According to the Reuters investigation report, a group of Chinese cyberspies, known as Cloud Hopper, hacked eight of the world’s biggest technology service providers years ago. The attack exploited the vulnerabilities in those companies’ network systems, spied on their intellectual properties and their customers’ personal data.

The Reuters report revealed the compromised companies list that included Hewlett Packard Enterprise, IBM, Fujitsu, Tata Consultancy Services, NTT Data, Dimension Data, Computer Sciences Corporation, and DXC Technology.

Apart from the service providers, the investigation also identified the victims who were clients of the service providers, which include Swedish telecoms giant Ericsson, U.S. Navy shipbuilder Huntington Ingalls Industries, and travel reservation system Sabre.

Reuters stated that it was unable to discover the full extent of the damage done by Cloud Hopper campaign and many of the victims are uncertain of exactly what information was stolen.

“While there have been attacks on our enterprise network, we have found no evidence in any of our extensive investigations that Ericsson’s infrastructure has ever been used as part of a successful attack on one of our customers,” Ericsson said in a statement.

But the Chinese government denied all the accusations of their involvement in the hacking campaign. “The Chinese government has never in any form participated in or supported any person to carry out the theft of commercial secrets,” The Chinese Foreign Ministry said in a statement.

Recently, the popular messaging app Telegram criticized the Chinese government after it suffered a DDoS (Distributed Denial of Service attack) attack that affected the users in the United States, Hong Kong, and in other countries.
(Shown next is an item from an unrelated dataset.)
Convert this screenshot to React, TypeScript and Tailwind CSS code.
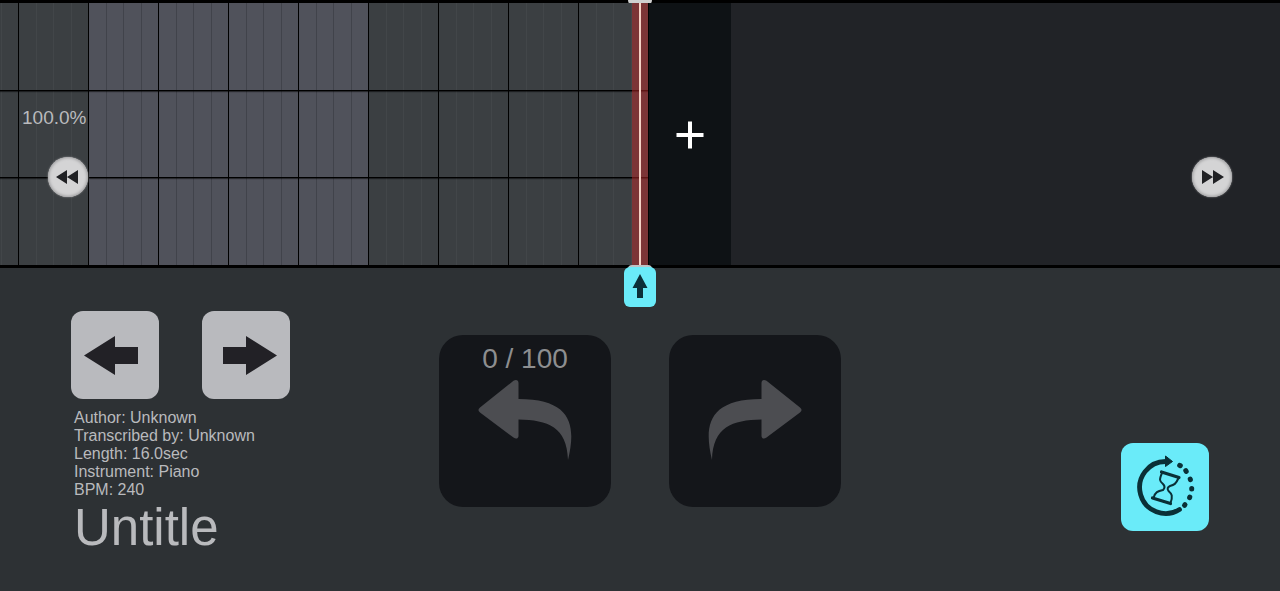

Telegram, well-known for its encryption, privacy, and self-destructive private messages, stated the users might have experienced connection issues due to the attack.

Telegram took to Twitter to notify its users. “We’re currently experiencing a powerful DDoS attack, Telegram users in the Americas and some users from other countries may experience connection issues,” Telegram said in a Twitter post. Describing the attack Telegram said, “A DDoS is a “Distributed Denial of Service attack”: your servers get GADZILLIONS of garbage requests which stop them from processing legitimate requests. Imagine that an army of lemmings just jumped the queue at McDonald’s in front of you – and each is ordering a whopper.”

Meanwhile, the Telegram founder Pavel Durov stated the Chinese government may have been behind the DDoS attack. Durov described the incident as a “state actor-sized DDoS” which came mainly from IP addresses located in China. The attack coincided with the ongoing protests in Hong Kong, where people are using Telegram to avoid detection while coordinating their protests.